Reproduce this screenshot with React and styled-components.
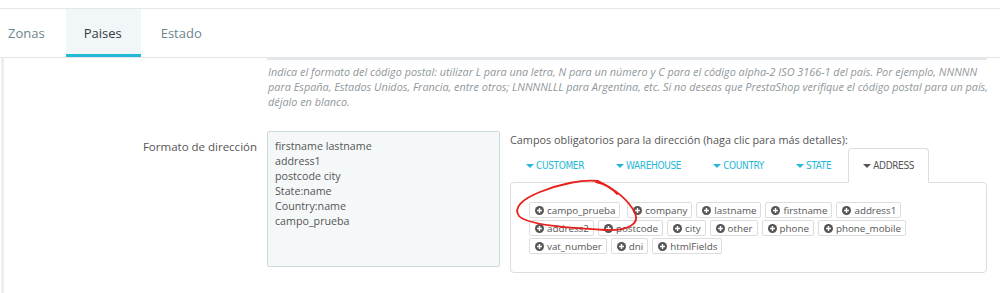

▬▬▬▬▬▬▬▬▬▬

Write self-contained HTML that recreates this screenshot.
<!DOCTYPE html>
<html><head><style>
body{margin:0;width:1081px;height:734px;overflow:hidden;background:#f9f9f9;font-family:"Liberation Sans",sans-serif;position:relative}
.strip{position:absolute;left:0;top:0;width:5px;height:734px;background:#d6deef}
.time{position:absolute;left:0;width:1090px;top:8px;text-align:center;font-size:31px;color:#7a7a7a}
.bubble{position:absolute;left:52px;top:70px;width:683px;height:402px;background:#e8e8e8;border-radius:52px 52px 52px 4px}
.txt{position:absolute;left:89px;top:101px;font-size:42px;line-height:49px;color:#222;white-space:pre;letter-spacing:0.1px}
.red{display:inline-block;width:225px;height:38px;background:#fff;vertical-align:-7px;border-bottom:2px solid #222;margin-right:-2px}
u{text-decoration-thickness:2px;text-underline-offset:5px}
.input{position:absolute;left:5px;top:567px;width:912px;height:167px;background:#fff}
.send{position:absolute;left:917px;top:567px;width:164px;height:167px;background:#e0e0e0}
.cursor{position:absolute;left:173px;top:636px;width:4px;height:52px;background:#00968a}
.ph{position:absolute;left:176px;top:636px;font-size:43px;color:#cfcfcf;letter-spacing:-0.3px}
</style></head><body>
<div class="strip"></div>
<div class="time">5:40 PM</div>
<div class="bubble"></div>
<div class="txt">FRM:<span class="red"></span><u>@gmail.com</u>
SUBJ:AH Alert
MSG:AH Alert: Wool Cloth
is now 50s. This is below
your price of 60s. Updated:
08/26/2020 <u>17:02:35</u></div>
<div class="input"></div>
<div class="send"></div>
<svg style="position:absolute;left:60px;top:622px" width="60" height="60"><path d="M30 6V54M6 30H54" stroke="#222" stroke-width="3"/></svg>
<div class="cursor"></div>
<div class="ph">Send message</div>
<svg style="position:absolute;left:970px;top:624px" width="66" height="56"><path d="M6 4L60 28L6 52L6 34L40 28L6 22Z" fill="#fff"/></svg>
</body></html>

▬▬▬▬▬▬▬▬▬▬

Of the lines in the material, how many hold the word "screenshot"? Reply with the number only.

## Answer for the task
2